- INSTRUCTION -
Report each line of the data that includes the word "index".

(Stored records)
^^^^^^^^^^^^^^^^
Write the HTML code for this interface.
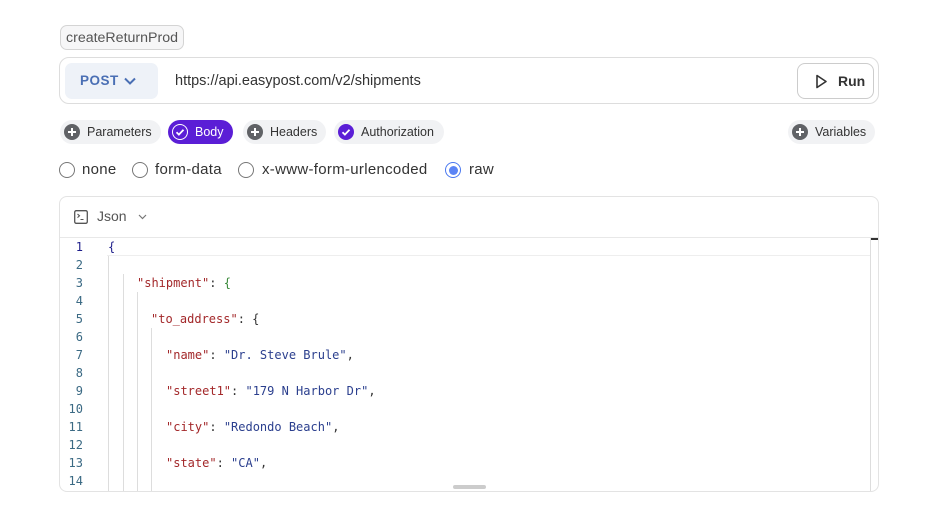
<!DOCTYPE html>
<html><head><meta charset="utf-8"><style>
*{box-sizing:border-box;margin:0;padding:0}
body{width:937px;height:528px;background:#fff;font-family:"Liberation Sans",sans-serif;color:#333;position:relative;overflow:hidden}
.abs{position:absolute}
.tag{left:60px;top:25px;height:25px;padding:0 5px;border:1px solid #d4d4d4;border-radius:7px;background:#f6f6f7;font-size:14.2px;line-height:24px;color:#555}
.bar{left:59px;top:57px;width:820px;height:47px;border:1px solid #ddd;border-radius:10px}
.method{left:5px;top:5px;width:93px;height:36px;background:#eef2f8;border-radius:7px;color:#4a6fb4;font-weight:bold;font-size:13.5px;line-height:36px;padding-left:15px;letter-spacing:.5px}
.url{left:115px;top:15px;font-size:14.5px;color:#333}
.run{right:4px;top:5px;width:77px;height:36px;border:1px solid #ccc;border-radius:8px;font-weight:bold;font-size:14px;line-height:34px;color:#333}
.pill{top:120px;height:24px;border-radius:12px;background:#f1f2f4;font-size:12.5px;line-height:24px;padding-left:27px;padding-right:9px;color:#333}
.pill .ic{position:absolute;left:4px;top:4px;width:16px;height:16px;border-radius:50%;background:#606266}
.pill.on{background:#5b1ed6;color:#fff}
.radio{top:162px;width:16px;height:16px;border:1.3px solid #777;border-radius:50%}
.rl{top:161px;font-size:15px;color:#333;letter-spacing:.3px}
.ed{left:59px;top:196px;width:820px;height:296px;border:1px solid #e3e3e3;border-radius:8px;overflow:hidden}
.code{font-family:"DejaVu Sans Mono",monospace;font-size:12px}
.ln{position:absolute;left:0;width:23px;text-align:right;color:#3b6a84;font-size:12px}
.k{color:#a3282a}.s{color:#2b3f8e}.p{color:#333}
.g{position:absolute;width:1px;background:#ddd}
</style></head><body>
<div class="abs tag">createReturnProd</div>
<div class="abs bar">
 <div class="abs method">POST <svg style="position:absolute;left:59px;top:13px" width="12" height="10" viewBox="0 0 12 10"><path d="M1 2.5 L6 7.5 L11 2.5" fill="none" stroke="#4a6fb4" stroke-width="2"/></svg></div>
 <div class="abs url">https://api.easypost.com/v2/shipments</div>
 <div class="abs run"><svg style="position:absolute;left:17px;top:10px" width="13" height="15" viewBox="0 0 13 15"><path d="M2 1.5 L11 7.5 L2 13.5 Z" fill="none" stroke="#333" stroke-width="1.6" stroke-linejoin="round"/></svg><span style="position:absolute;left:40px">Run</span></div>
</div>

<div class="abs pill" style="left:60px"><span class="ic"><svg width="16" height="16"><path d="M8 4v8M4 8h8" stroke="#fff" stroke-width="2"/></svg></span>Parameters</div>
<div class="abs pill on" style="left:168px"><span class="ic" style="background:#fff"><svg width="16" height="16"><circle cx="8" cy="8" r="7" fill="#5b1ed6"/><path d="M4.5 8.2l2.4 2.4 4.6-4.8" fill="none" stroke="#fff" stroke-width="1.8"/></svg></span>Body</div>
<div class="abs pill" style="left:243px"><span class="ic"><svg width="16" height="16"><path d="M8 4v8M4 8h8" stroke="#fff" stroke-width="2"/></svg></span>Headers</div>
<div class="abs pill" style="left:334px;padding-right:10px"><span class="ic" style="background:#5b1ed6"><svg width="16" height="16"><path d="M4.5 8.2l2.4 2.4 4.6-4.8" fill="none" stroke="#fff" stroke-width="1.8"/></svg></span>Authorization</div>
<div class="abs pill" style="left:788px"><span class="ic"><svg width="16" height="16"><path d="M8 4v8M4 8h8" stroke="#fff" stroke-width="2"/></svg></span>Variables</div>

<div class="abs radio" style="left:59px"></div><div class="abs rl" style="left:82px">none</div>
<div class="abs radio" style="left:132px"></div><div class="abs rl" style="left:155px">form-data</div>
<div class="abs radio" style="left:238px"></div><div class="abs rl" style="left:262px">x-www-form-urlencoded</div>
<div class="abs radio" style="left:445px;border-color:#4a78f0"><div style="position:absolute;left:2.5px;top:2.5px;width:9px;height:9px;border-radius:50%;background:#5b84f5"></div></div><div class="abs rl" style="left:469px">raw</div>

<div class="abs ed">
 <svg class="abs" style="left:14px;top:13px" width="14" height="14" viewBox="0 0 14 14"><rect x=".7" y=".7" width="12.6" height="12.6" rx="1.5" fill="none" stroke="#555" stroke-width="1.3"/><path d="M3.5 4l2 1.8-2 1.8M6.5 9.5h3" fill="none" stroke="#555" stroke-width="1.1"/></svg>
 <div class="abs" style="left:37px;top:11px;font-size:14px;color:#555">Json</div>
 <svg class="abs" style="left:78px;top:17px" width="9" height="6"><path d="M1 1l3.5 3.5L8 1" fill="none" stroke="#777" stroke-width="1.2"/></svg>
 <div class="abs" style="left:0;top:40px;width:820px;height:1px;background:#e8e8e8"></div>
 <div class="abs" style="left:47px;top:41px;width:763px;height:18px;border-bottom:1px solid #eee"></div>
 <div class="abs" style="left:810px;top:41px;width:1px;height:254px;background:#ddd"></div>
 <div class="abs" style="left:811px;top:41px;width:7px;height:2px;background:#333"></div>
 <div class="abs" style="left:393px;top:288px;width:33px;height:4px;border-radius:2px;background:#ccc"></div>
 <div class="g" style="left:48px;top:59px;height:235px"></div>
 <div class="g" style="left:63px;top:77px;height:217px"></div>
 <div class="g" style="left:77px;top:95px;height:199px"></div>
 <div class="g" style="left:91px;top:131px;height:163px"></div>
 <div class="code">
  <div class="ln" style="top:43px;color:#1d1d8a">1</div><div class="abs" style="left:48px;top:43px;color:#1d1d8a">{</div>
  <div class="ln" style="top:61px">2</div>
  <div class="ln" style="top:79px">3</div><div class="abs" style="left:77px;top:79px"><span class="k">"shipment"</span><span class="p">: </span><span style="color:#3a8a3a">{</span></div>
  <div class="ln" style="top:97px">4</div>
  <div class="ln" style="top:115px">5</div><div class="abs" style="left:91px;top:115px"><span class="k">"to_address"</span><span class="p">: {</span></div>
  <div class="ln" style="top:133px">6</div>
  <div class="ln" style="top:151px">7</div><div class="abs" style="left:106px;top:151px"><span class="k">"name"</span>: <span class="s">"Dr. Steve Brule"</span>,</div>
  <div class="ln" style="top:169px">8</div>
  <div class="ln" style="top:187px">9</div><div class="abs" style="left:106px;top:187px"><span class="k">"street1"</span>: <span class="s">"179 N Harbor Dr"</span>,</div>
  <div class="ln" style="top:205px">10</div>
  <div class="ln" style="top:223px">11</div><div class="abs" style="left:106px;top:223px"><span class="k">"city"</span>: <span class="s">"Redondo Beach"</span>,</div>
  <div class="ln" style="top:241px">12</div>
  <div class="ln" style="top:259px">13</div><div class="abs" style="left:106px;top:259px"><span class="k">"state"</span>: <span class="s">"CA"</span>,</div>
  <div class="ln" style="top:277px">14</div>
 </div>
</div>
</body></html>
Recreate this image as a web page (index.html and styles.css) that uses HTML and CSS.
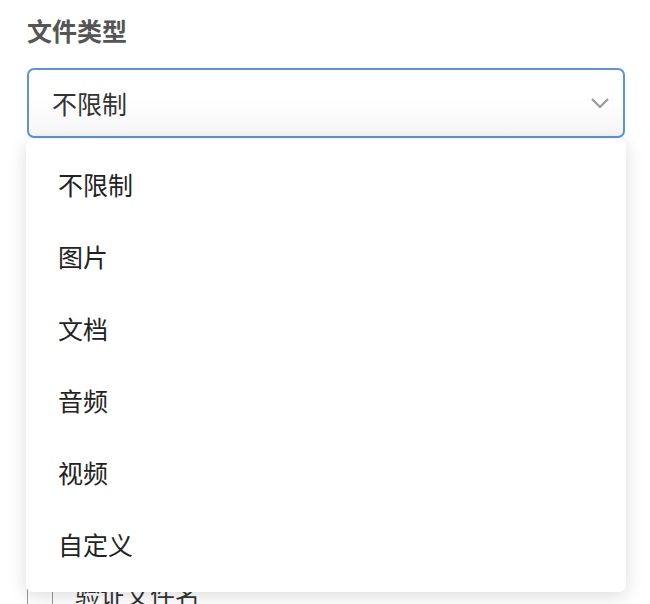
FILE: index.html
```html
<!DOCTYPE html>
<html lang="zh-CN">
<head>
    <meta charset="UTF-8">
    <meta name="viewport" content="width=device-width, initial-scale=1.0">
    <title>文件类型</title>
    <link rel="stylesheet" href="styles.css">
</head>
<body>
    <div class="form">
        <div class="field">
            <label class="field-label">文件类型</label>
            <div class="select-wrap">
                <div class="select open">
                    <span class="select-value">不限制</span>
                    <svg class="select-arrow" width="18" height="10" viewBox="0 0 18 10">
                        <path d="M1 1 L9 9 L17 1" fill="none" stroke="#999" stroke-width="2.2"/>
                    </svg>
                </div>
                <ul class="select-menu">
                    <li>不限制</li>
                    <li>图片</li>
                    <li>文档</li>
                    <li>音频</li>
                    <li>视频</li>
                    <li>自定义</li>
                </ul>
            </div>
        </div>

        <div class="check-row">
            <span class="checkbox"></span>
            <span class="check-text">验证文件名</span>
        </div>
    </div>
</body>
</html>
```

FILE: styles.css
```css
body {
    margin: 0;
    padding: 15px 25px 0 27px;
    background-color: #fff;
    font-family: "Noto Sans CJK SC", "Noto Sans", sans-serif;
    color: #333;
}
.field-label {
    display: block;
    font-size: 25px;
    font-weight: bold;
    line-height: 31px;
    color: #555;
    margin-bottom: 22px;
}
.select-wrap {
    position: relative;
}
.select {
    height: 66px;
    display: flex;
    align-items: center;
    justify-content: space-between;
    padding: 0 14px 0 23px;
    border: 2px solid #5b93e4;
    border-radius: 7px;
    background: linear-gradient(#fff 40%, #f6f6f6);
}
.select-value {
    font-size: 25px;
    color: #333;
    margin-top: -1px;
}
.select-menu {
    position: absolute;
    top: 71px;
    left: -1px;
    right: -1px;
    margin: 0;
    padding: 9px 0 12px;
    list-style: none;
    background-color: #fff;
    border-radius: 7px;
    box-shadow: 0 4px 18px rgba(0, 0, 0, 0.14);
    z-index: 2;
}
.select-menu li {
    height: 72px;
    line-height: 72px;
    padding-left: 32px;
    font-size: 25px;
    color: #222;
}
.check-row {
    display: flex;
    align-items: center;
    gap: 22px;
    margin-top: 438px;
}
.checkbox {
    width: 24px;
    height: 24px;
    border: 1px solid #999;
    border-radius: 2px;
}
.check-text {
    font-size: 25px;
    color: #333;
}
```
^^^^^^^^^^^^^^^^
- TASK SOLUTION -
Recreate this image as a web page (index.html and styles.css) that uses HTML and CSS.
FILE: index.html
    z-index: 2;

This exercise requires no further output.